A partir de ce moment, une sorte d'union nationale s'est
créée à propos de la « camerounité » de
la péninsule de Bakassi. Une enquête réalisée
à l'époque à Douala, Yaoundé, et Garoua sur
près d'une centaine de Camerounais de tous les âges, sexes,
religions, professions et tendances politiques a fait ressortir l'opinion du
public sur l'affaire Bakassi, et sa gestion par les autorités
gouvernementales347. Cette enquête a été
publiée le 17 mars 1994 ; c'est-à-dire avant la décision
du Cameroun de recourir à la C.I.J.
D'après ladite enquête, les Camerounais ont
condamné fermement et à l'unanimité l'occupation d'une
partie de leur territoire par les troupes nigérianes. Ils ont
appelé les autorités gouvernementales à tout mettre en
oeuvre pour récupérer tous les points occupés du
territoire. S'agissant de la gestion gouvernementale du problème, les
Camerounais interrogés à Douala, Yaoundé et Garoua, ont
pensé que les autorités gouvernementales avaient agi dans le bon
sens.
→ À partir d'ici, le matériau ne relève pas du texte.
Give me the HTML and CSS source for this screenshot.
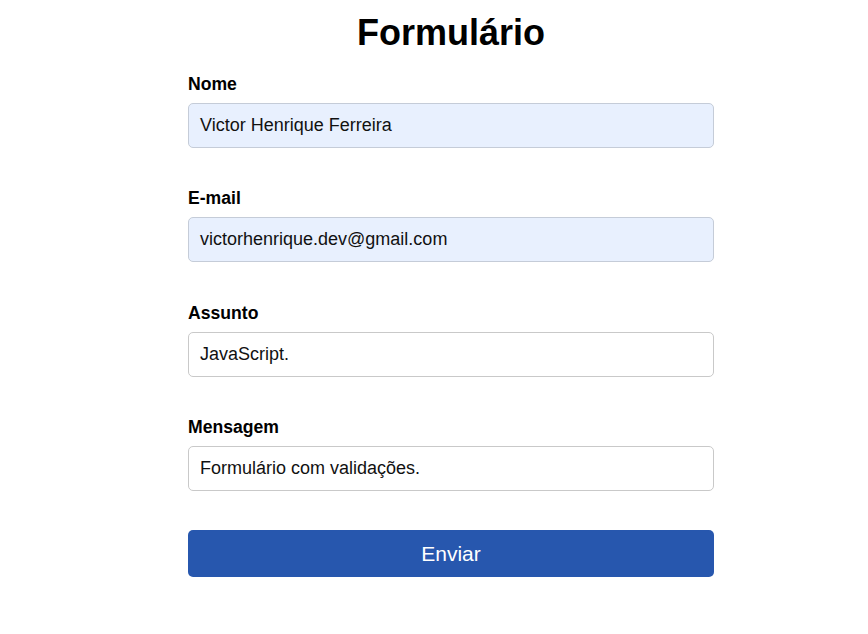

Certains ont estimé toutefois que l'opinion nationale aurait
dû être informée en décembre 1993, dès
l'occupation d'une partie de la péninsule. Ils ont adhéré
à l'unanimité avec la stratégie du Gouvernement faite de
souplesse et de fermeté, et considéré la saisine des
instances internationales incontournable pour un règlement durable de ce
conflit ; car, estiment-ils, « on ne peut pas négocier avec
quelqu'un qui vous tient à la gorge ».
Primus FONKENG qui a travaillé sur l'opinion de deux
journaux de langue anglaise, The Herald et The Post, à
propos du conflit de Bakassi, permet, par le biais des résultats de ses
recherches, de ressortir l'avis des Camerounais culturellement et
géographiquement les plus proches
343 C'est le cas par exemple de Zacharie NGNIMAN, 1996, op
cit., p. 122.
344 Hamadou MGBALE MGBATOU, 2001, op cit, p. 83. Dans
sa thèse, il montre comment la majeure partie de l'opinion publique
soutenait le Cameroun dans la gestion du conflit de Bakassi.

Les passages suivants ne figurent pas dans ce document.